Supplied records:
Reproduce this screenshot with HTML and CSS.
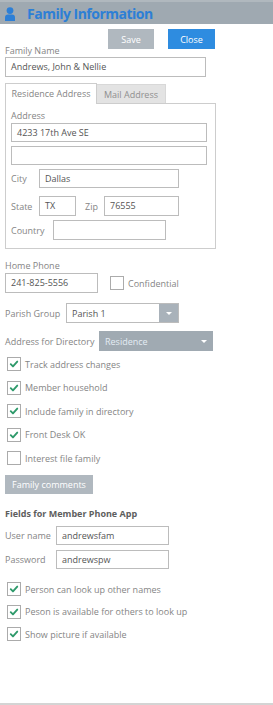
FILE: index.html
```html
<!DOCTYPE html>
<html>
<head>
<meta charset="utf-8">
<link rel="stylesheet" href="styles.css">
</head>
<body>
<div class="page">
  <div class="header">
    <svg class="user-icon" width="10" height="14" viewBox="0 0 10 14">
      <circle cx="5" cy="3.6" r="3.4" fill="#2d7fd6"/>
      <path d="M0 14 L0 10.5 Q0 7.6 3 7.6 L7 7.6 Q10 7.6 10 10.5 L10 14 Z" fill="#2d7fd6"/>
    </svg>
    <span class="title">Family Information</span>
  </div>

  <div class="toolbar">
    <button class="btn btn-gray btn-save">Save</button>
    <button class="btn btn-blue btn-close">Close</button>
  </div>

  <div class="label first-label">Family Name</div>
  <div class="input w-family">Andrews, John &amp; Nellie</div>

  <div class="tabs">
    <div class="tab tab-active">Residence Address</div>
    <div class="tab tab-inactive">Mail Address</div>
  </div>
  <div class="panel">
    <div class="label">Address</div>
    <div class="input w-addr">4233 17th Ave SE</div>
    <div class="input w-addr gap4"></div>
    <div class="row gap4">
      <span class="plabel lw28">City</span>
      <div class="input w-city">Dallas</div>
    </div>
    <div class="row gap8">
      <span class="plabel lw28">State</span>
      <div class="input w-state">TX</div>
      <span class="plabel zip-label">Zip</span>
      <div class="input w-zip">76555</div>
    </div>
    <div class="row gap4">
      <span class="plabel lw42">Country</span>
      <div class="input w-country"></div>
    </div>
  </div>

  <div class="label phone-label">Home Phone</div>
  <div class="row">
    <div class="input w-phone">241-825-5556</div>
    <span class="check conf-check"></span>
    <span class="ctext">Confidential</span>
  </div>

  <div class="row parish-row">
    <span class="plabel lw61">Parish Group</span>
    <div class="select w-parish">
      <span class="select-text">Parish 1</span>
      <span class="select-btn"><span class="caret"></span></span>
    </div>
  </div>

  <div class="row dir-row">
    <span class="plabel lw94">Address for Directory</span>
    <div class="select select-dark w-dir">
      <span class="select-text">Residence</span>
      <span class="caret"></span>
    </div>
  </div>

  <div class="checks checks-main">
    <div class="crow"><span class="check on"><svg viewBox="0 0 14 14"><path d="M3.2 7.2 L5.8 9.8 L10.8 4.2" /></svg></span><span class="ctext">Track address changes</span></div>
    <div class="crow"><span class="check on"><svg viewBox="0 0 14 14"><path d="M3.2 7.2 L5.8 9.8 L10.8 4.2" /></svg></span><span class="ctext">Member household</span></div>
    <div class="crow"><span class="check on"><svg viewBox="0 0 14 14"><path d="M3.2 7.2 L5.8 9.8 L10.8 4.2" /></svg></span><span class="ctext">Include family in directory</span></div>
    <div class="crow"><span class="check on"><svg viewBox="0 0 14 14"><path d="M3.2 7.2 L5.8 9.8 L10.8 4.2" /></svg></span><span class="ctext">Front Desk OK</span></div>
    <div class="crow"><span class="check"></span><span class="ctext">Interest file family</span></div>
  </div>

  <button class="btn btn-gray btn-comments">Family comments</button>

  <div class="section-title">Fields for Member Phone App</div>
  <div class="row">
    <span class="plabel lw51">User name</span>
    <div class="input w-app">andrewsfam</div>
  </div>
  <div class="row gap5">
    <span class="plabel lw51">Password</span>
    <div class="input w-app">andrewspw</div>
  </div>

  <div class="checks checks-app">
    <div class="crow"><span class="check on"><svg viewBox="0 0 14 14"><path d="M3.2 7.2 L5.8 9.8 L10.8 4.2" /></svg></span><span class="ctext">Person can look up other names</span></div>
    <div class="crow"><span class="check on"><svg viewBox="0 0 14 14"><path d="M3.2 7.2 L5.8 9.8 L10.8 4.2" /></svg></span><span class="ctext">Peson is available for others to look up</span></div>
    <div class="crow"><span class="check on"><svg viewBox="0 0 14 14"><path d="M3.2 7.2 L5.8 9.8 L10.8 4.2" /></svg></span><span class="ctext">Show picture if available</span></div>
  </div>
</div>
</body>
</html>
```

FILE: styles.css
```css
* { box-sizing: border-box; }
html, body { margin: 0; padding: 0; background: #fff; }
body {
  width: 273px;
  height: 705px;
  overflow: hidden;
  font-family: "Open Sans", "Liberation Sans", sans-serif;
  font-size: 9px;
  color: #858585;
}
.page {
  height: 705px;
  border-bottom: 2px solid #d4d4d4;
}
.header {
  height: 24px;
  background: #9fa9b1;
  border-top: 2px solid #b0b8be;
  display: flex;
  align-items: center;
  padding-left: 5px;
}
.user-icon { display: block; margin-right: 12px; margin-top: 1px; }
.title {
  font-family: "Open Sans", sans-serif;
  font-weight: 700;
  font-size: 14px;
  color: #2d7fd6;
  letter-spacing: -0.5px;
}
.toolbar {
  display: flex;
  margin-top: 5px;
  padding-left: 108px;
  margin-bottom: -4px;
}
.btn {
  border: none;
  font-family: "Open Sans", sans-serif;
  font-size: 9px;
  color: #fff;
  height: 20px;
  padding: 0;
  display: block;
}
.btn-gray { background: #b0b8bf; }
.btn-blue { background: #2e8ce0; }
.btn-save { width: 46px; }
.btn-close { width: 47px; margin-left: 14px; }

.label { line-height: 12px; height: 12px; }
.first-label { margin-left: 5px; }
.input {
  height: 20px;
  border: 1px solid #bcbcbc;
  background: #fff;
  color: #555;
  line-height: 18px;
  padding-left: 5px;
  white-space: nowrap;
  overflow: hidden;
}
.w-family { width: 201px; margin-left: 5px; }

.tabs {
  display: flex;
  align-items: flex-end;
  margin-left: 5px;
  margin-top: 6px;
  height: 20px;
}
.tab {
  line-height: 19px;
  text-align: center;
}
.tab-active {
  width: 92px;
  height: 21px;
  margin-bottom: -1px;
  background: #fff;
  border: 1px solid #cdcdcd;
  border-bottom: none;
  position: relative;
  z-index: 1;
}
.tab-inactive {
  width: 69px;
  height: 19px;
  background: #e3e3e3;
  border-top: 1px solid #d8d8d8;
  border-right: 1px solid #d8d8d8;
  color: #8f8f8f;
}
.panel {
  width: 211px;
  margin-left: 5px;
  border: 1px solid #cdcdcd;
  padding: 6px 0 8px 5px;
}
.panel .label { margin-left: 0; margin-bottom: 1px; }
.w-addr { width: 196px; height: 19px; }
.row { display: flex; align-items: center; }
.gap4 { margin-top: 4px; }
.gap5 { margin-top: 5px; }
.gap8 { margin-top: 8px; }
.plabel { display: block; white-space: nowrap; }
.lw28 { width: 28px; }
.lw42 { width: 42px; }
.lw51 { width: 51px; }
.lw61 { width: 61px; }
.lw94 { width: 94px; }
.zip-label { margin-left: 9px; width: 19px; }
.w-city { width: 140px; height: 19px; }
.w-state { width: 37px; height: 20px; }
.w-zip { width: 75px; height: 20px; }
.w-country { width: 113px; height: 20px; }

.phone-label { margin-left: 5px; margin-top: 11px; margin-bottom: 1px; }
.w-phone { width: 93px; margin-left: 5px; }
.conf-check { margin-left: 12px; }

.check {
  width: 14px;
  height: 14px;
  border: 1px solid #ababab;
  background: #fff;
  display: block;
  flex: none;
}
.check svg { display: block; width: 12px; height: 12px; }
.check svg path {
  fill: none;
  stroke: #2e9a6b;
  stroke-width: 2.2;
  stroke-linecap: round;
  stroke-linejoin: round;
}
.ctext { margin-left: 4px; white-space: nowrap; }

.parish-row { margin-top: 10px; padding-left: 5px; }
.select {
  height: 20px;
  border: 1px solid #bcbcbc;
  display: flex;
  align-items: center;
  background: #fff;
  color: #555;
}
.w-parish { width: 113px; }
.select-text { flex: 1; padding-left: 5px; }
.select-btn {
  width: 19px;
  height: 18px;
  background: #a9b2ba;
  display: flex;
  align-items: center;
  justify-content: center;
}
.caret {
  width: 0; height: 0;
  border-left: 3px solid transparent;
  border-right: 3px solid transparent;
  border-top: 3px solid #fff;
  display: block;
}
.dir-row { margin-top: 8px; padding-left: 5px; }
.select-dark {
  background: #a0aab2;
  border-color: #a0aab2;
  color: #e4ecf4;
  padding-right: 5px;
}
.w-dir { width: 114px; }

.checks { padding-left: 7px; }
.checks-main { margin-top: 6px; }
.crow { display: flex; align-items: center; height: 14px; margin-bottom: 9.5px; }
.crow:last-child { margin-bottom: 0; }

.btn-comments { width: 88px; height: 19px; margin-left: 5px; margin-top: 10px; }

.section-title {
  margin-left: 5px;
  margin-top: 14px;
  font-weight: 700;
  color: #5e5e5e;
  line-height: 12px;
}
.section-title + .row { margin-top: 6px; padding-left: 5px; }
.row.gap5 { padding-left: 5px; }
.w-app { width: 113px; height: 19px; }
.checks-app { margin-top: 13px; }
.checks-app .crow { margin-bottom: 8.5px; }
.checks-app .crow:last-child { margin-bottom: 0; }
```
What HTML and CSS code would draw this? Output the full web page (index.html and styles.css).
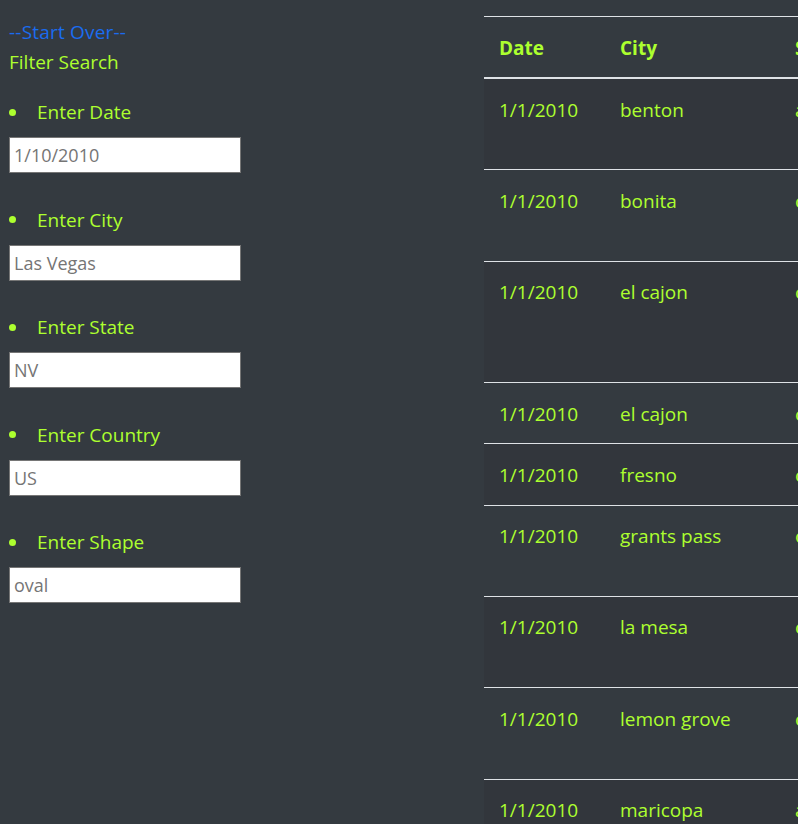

Aim: Locate the lines above that contain "this" and copy them.

Answer to the task:
Reproduce this screenshot with HTML and CSS.
What HTML and CSS code would draw this? Output the full web page (index.html and styles.css).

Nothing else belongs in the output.